A la fin des années 1980, la situation s’est améliorée entre Hafez al-Assad et le roi Hassan II, et l’ancien président syrien faisait partie des dirigeants arabes présents au sommet arabe de 1989 accueilli par le Maroc.
En octobre 1992, Hassan II a visité la Syrie, mais Hafez al-Assad fait une entorse au protocole prévu, envoyant son ministre des Affaires étrangères recevoir le roi à l’aéroport. Agacé, le souverain marocain préfera débuter sa visite en se rendant au cimetière des martyrs dans les environs de Damas pour rendre hommage aux âmes des martyrs marocains morts pendant la guerre du Golan en défendant les terres syriennes abandonnées par les forces armées de Hafez al-Assad.
Le Printemps arabe… Retour à la case départ
Malgré cet accro, les relations ont continué à évoluer positivement entre les deux pays, jusqu’en mars 2011, et la révolte des Syriens. Cette volonté populaire de renverser le régime de Bachar al-Assad, s’inscrivait dans la dynamique régionale avec le Printemps arabe. Le Maroc décide de soutenir le peuple syrien contre son président prêt à tout pour rester au pouvoir.
Ainsi en décembre 2012, le Maroc organise la « Conférence des amis du peuple syrien » en soutien à l’opposition syrienne, culminant avec la reconnaissance de la « Coalition des forces de la révolution et de l’opposition syrienne » comme «seul représentant légitime du peuple syrien et comme un parapluie organisationnel unissant les factions de l’opposition syrienne».

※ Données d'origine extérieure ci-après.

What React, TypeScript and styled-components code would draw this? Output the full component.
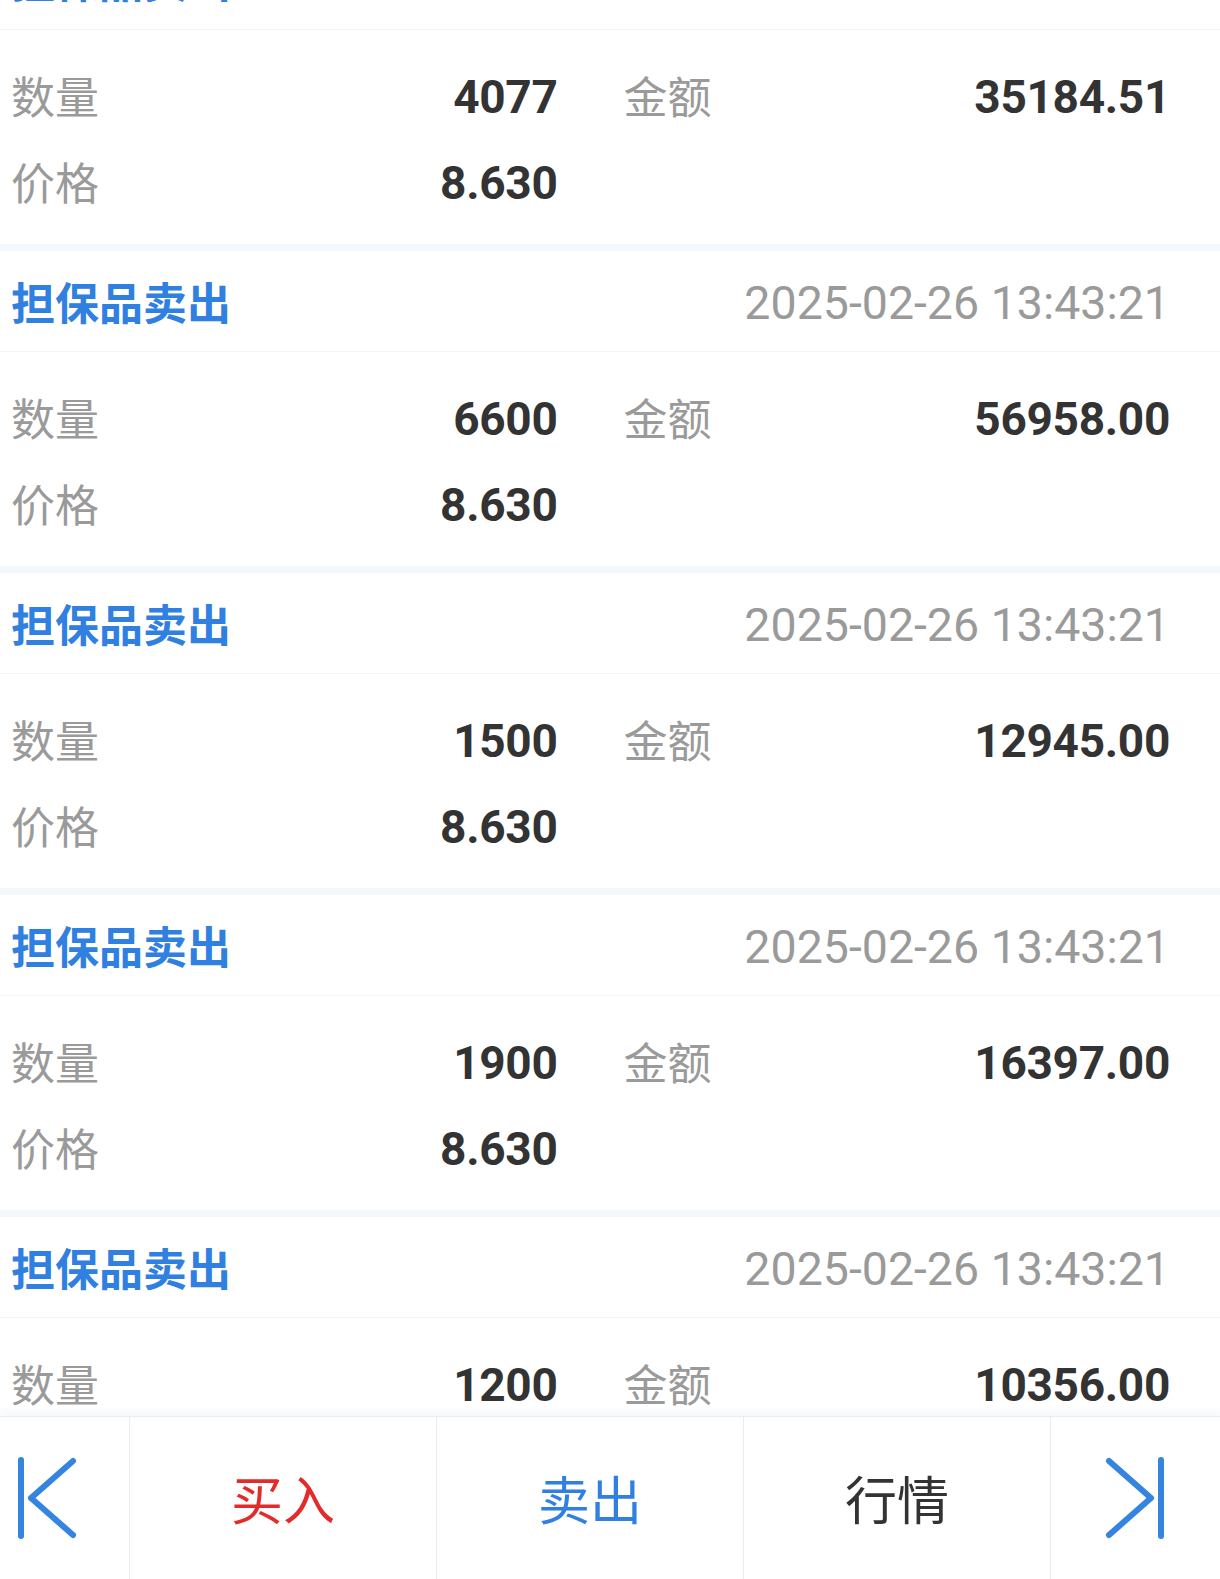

Le Maroc s’est également engagé à travers ses représentants aux Nations Unies dans plusieurs joutes verbales avec des diplomates syriens, dans divers organes de l’ONU.
Le Maroc faisait également partie des pays arabes qui se sont opposés au retour du régime de Bachar al-Assad à la Ligue arabe après que son adhésion ait été gelée en 2011, présentant plusieurs conditions y compris la fin du soutien de Damas au Front Polisario et la reconnaissance de l’intégrité territoriale du Maroc.
Ces longues décennies d’inimitié auront vu leur épilogue ce dimanche. En quelques jours, l’opposition syrienne a mené une offensive militaire depuis le nord du pays, atteignant Damas, et à renverser le régime de la famille Assad qui avait gouverné le pays pendant plus de cinq décennies.